> _PROVIDED MATERIAL_
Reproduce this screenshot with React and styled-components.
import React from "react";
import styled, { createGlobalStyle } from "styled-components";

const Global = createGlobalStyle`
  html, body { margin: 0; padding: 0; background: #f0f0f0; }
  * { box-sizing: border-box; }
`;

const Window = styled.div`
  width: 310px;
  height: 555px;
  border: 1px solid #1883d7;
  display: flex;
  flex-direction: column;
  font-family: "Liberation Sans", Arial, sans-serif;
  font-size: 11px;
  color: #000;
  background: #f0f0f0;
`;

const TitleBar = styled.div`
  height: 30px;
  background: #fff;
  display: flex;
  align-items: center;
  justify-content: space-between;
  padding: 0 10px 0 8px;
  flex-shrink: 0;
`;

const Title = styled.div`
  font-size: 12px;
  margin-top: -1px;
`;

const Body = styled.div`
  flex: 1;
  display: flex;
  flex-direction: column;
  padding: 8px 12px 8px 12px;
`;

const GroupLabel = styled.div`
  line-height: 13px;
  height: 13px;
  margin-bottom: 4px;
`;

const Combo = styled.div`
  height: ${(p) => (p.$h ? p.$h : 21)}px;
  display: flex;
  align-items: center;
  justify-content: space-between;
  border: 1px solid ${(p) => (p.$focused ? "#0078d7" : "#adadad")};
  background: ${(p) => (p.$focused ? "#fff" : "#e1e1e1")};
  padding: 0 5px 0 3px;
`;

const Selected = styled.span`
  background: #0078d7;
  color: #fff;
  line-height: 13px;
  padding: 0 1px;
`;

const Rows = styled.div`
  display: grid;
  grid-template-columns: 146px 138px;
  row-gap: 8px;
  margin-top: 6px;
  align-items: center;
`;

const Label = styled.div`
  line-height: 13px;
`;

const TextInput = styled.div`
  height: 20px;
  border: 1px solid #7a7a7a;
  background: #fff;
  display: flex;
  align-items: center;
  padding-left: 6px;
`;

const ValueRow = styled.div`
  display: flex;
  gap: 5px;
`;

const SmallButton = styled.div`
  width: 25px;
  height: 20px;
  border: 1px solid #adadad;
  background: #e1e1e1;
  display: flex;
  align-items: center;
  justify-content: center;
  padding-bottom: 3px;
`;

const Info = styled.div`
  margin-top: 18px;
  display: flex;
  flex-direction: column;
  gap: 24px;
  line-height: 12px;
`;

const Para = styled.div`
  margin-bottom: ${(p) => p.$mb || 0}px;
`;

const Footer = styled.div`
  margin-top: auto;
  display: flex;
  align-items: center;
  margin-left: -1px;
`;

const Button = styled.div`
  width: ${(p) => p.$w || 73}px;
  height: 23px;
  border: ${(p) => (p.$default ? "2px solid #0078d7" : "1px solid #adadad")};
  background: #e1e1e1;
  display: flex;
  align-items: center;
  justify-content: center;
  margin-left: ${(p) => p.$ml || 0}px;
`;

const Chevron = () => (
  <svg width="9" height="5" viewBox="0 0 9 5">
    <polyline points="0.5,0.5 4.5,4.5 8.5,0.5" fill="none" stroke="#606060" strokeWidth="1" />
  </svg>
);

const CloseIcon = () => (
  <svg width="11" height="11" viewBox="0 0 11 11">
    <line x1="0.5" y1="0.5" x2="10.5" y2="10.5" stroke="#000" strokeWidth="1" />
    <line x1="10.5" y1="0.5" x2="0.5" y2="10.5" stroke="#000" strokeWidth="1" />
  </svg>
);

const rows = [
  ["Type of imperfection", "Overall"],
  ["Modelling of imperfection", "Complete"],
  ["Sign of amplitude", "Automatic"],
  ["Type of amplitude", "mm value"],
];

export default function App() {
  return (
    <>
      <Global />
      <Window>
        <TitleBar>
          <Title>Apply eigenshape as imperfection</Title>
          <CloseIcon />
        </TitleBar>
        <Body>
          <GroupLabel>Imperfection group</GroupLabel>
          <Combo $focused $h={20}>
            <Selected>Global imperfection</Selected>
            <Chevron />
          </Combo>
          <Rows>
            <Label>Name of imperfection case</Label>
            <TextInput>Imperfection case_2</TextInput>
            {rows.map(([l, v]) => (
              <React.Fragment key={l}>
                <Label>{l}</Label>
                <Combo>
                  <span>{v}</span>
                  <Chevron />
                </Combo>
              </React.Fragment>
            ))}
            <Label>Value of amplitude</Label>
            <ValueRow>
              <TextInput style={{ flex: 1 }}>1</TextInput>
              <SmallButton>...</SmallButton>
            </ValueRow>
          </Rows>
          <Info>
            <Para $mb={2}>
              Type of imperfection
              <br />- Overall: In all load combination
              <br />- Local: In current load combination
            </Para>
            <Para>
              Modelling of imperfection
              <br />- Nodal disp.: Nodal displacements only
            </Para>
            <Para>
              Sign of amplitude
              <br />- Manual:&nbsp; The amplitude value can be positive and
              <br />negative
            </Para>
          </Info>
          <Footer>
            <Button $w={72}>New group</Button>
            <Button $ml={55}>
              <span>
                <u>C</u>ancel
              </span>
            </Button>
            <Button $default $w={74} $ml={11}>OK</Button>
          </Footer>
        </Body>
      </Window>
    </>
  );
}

> _GIVEN PROBLEM_
Repeat the whole listing exactly, keeping every line intact.

> _RIGHT ANSWER_
Reproduce this screenshot with React and styled-components.
import React from "react";
import styled, { createGlobalStyle } from "styled-components";

const Global = createGlobalStyle`
  html, body { margin: 0; padding: 0; background: #f0f0f0; }
  * { box-sizing: border-box; }
`;

const Window = styled.div`
  width: 310px;
  height: 555px;
  border: 1px solid #1883d7;
  display: flex;
  flex-direction: column;
  font-family: "Liberation Sans", Arial, sans-serif;
  font-size: 11px;
  color: #000;
  background: #f0f0f0;
`;

const TitleBar = styled.div`
  height: 30px;
  background: #fff;
  display: flex;
  align-items: center;
  justify-content: space-between;
  padding: 0 10px 0 8px;
  flex-shrink: 0;
`;

const Title = styled.div`
  font-size: 12px;
  margin-top: -1px;
`;

const Body = styled.div`
  flex: 1;
  display: flex;
  flex-direction: column;
  padding: 8px 12px 8px 12px;
`;

const GroupLabel = styled.div`
  line-height: 13px;
  height: 13px;
  margin-bottom: 4px;
`;

const Combo = styled.div`
  height: ${(p) => (p.$h ? p.$h : 21)}px;
  display: flex;
  align-items: center;
  justify-content: space-between;
  border: 1px solid ${(p) => (p.$focused ? "#0078d7" : "#adadad")};
  background: ${(p) => (p.$focused ? "#fff" : "#e1e1e1")};
  padding: 0 5px 0 3px;
`;

const Selected = styled.span`
  background: #0078d7;
  color: #fff;
  line-height: 13px;
  padding: 0 1px;
`;

const Rows = styled.div`
  display: grid;
  grid-template-columns: 146px 138px;
  row-gap: 8px;
  margin-top: 6px;
  align-items: center;
`;

const Label = styled.div`
  line-height: 13px;
`;

const TextInput = styled.div`
  height: 20px;
  border: 1px solid #7a7a7a;
  background: #fff;
  display: flex;
  align-items: center;
  padding-left: 6px;
`;

const ValueRow = styled.div`
  display: flex;
  gap: 5px;
`;

const SmallButton = styled.div`
  width: 25px;
  height: 20px;
  border: 1px solid #adadad;
  background: #e1e1e1;
  display: flex;
  align-items: center;
  justify-content: center;
  padding-bottom: 3px;
`;

const Info = styled.div`
  margin-top: 18px;
  display: flex;
  flex-direction: column;
  gap: 24px;
  line-height: 12px;
`;

const Para = styled.div`
  margin-bottom: ${(p) => p.$mb || 0}px;
`;

const Footer = styled.div`
  margin-top: auto;
  display: flex;
  align-items: center;
  margin-left: -1px;
`;

const Button = styled.div`
  width: ${(p) => p.$w || 73}px;
  height: 23px;
  border: ${(p) => (p.$default ? "2px solid #0078d7" : "1px solid #adadad")};
  background: #e1e1e1;
  display: flex;
  align-items: center;
  justify-content: center;
  margin-left: ${(p) => p.$ml || 0}px;
`;

const Chevron = () => (
  <svg width="9" height="5" viewBox="0 0 9 5">
    <polyline points="0.5,0.5 4.5,4.5 8.5,0.5" fill="none" stroke="#606060" strokeWidth="1" />
  </svg>
);

const CloseIcon = () => (
  <svg width="11" height="11" viewBox="0 0 11 11">
    <line x1="0.5" y1="0.5" x2="10.5" y2="10.5" stroke="#000" strokeWidth="1" />
    <line x1="10.5" y1="0.5" x2="0.5" y2="10.5" stroke="#000" strokeWidth="1" />
  </svg>
);

const rows = [
  ["Type of imperfection", "Overall"],
  ["Modelling of imperfection", "Complete"],
  ["Sign of amplitude", "Automatic"],
  ["Type of amplitude", "mm value"],
];

export default function App() {
  return (
    <>
      <Global />
      <Window>
        <TitleBar>
          <Title>Apply eigenshape as imperfection</Title>
          <CloseIcon />
        </TitleBar>
        <Body>
          <GroupLabel>Imperfection group</GroupLabel>
          <Combo $focused $h={20}>
            <Selected>Global imperfection</Selected>
            <Chevron />
          </Combo>
          <Rows>
            <Label>Name of imperfection case</Label>
            <TextInput>Imperfection case_2</TextInput>
            {rows.map(([l, v]) => (
              <React.Fragment key={l}>
                <Label>{l}</Label>
                <Combo>
                  <span>{v}</span>
                  <Chevron />
                </Combo>
              </React.Fragment>
            ))}
            <Label>Value of amplitude</Label>
            <ValueRow>
              <TextInput style={{ flex: 1 }}>1</TextInput>
              <SmallButton>...</SmallButton>
            </ValueRow>
          </Rows>
          <Info>
            <Para $mb={2}>
              Type of imperfection
              <br />- Overall: In all load combination
              <br />- Local: In current load combination
            </Para>
            <Para>
              Modelling of imperfection
              <br />- Nodal disp.: Nodal displacements only
            </Para>
            <Para>
              Sign of amplitude
              <br />- Manual:&nbsp; The amplitude value can be positive and
              <br />negative
            </Para>
          </Info>
          <Footer>
            <Button $w={72}>New group</Button>
            <Button $ml={55}>
              <span>
                <u>C</u>ancel
              </span>
            </Button>
            <Button $default $w={74} $ml={11}>OK</Button>
          </Footer>
        </Body>
      </Window>
    </>
  );
}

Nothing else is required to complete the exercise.